### Prompt
Return every line of the data below that includes the string "index".

### Collected data
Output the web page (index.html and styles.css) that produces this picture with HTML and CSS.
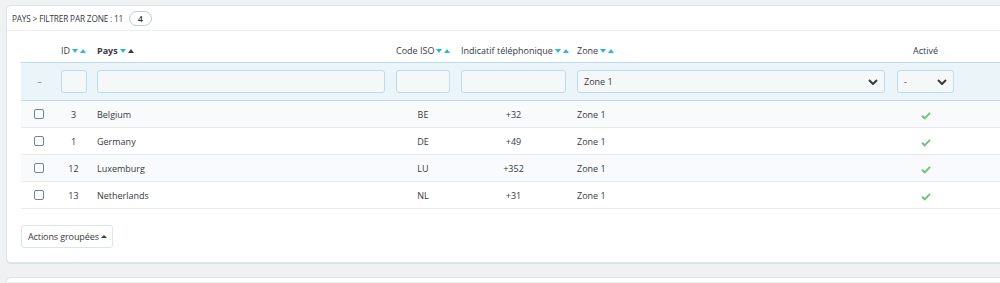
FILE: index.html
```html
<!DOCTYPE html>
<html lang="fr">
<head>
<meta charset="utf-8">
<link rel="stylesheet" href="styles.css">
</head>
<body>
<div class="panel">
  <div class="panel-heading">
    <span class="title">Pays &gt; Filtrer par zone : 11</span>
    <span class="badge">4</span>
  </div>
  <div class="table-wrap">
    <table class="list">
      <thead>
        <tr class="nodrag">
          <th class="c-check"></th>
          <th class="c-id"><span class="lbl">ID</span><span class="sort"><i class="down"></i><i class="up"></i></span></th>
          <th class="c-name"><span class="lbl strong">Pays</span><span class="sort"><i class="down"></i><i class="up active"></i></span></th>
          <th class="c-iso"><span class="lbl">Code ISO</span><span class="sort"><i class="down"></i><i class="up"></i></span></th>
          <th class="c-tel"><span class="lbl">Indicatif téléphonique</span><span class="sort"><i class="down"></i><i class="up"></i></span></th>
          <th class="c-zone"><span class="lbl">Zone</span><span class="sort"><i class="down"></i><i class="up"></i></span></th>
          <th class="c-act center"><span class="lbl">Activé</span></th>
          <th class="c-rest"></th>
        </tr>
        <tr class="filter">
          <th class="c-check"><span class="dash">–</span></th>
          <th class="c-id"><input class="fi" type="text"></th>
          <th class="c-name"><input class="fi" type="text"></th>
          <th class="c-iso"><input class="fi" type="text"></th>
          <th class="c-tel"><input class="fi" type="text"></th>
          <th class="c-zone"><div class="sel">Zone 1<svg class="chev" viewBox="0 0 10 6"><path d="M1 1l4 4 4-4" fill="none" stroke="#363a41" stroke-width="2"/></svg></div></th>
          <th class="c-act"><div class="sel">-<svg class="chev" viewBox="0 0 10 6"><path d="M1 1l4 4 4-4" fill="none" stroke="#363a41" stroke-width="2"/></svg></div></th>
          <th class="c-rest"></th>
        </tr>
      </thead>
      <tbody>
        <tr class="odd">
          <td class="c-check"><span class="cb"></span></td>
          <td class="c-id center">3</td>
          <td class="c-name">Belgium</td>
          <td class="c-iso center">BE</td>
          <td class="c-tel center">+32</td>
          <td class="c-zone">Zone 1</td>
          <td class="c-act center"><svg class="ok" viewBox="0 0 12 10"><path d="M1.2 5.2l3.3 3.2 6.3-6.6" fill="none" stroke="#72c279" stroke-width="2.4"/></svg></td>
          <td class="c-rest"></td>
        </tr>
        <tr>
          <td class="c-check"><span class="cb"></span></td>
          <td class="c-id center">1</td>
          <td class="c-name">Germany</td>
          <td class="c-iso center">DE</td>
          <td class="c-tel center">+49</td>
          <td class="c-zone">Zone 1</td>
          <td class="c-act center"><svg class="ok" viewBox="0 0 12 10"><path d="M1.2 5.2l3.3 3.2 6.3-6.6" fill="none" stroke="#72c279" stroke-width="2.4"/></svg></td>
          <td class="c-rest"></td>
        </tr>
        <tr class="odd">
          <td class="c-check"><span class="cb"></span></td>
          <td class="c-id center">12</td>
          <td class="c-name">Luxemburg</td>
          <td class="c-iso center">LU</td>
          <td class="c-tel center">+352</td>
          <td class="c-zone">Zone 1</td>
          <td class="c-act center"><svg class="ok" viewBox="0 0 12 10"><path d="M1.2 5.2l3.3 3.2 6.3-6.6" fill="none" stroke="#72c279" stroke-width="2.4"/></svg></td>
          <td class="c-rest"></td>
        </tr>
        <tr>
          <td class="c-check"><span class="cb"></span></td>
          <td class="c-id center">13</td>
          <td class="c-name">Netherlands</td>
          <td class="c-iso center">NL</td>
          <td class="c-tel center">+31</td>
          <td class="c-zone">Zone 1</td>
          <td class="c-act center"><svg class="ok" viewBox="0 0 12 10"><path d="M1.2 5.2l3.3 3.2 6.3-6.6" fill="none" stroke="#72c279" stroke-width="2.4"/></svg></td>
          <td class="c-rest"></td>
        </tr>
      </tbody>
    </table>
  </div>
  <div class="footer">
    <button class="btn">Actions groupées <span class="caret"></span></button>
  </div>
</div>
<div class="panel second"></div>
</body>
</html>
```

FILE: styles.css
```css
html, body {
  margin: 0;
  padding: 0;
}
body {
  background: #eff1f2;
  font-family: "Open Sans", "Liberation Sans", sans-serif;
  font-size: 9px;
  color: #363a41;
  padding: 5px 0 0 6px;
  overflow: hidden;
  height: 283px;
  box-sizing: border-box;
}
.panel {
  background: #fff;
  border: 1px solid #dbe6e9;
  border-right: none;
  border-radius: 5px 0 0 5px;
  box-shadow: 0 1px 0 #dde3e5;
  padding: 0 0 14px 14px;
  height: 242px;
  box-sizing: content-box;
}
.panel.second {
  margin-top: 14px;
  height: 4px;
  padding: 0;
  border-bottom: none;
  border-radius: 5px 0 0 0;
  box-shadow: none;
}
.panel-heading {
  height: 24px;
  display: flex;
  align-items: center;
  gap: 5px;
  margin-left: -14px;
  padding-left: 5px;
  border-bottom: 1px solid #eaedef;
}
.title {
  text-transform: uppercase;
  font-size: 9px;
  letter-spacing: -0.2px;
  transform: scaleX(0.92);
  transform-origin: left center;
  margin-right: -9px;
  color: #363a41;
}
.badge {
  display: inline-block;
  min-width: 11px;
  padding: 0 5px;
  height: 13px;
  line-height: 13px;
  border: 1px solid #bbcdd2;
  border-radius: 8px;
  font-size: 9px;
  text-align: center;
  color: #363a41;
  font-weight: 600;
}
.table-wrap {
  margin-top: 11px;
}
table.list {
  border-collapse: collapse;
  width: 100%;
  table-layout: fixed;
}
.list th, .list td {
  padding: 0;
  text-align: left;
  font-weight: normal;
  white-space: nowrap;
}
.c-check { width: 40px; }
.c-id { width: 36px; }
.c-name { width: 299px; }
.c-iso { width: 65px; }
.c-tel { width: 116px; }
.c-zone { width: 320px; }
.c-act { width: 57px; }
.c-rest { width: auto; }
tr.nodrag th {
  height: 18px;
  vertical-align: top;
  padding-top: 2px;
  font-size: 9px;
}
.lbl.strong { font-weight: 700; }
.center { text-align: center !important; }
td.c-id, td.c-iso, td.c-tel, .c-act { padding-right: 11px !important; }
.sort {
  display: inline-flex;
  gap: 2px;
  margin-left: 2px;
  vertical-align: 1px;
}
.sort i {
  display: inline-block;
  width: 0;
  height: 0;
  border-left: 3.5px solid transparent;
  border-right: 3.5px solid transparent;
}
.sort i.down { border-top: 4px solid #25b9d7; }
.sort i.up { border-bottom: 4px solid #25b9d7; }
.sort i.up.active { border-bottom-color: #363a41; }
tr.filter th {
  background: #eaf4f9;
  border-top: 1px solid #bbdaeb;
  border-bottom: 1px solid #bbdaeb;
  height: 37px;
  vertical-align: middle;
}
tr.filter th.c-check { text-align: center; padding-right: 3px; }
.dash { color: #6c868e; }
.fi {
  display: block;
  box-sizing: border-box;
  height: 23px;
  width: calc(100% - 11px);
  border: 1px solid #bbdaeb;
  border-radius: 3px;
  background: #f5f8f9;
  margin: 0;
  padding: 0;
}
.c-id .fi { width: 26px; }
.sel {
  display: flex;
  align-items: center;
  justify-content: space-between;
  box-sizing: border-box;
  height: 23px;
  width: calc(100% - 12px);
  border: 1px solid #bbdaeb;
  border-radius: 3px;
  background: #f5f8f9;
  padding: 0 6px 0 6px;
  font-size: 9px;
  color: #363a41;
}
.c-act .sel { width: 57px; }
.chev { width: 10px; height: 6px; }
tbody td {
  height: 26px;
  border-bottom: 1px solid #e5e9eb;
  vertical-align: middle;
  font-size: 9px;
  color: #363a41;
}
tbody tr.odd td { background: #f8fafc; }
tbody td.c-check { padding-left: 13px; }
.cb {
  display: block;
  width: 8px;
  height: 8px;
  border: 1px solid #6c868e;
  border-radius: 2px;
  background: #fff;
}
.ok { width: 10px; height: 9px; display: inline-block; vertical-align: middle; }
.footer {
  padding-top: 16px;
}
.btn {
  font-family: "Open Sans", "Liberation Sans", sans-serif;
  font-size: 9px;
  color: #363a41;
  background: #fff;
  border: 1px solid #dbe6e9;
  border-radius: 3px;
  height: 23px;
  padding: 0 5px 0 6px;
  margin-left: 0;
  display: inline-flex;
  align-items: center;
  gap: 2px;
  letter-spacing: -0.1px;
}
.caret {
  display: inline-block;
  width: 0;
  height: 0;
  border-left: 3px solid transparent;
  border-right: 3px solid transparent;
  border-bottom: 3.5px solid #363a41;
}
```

### Result
Output the web page (index.html and styles.css) that produces this picture with HTML and CSS.
FILE: index.html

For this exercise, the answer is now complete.